If you hang a gun on the wall in the first act, you better use it in the second. Right? The audience sees the gun. It’s a threat we understand—direct, immediate, easy to care about, easy to believe. It’s hard to care about slowly melting glaciers, hard to worry about the quiet cancer cluster, about the suffering that happens off-stage. It’s hard to worry about the invisible, slow degradation of the earth’s living systems. If you haven’t personally experienced something, maybe it doesn’t exist? Why does the extinction of non-human creatures on the other side of the world matter? This question comes up with all the Bestiary performances—how to create stories that have the clarity of the gun as opposed to the insidious creep of climate change and petrochemicals. These days, even if it’s clear as a bell, it might not be believed to be true. 

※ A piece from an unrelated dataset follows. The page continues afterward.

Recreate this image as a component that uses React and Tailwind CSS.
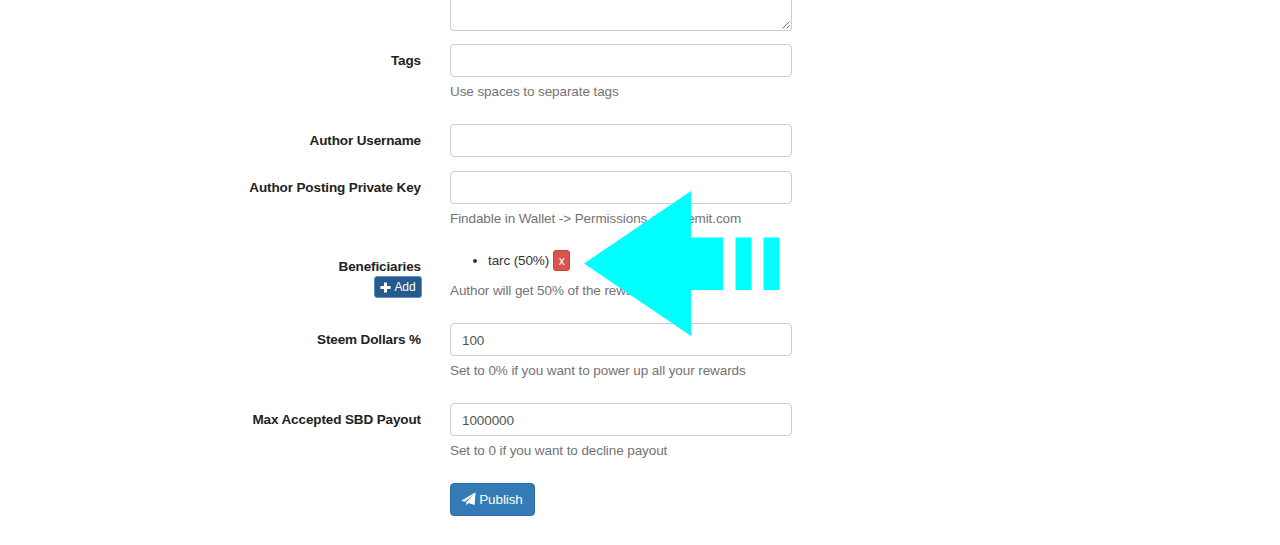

Well, Chekhov’s guns seem to be everywhere and we’re in the second act. But guns are only one of the problems. A “black elephant” is a cross between “a black swan” (an unlikely, unexpected event with enormous ramifications) and the “elephant in the room” (a problem visible to everyone that no one wants to address). In 2014, environmentalist Adam Sweidan pointed out that there was a “herd of environmental black elephants” on the brink of stampede: global warming, deforestation, ocean acidification, massive freshwater pollution, and mass extinction. Sweidan said, “When they hit, we’ll claim they were black swans no one could have predicted, but, in fact, they are black elephants, very visible right now.”

Like water and air, the human imagination is elemental to natural systems.

So, here we are, 2024. This environmental herd is in full stampede. Naomi Klein has said, 

We live in a time of multiple overlapping intersecting crises. We have to figure out how to multitask, which means we need to figure out how to lower emissions in line with what scientists are telling us. And we need to do it in a way that builds a fair economy in the process. Because if we don’t figure out a way to deal with climate change that doesn’t ask people to choose between the need to put food on the table… and the need to safeguard the living systems on which all of life depends, we’re going to lose.

This moment requires varied tactics and voices from all quarters. The Unreliable Bestiary’s small local voice is finding ways to talk about the elephant in the room. Through our rich, emotional stories of animals, climate, and people, we’re creating experiences that subtly draw out the connections between wildly disparate local and global dots, experiences that continue to illustrate how the personal is political. By making environmental, psychological, social degradation tangible and present, by linking these stories to cultural origin myths and our fantasies of the future, remixing them, rewriting them, weaving them from whole cloth and telling them in unusual contexts—we hope to remove our audiences from the daily grind and wake them up. Like water and air, the human imagination is elemental to natural systems. It transforms things. We work with humor and the absurd; music and silence; people and wonder. Our live performances quietly insist on re-enchantment and the dismantling of the status quo. 

And that’s where I should leave it. Stick the landing, cue the swelling string section, and we all go home recognizing that that’s the bit that is supposed to be hopeful (with the understanding that maybe it’s not).

But…but… is it enough? Of course not. What’s enough? Is this how you change “The Story?” Does any of this cultural chatter actually matter? Is it true that our performances and plays and stories are needed as much as science-based-policy? Sometimes it feels like it, sure. But sometimes after spending all day telling students that what we do matters, and it’s not a great day, and I don’t believe myself for a second, I go home and pull the sheets up over my head at 7:30pm. Fuck. There’s so much that feels hopeless. 

But I’ll get up the next morning. Let’s all get up the next morning. And start again.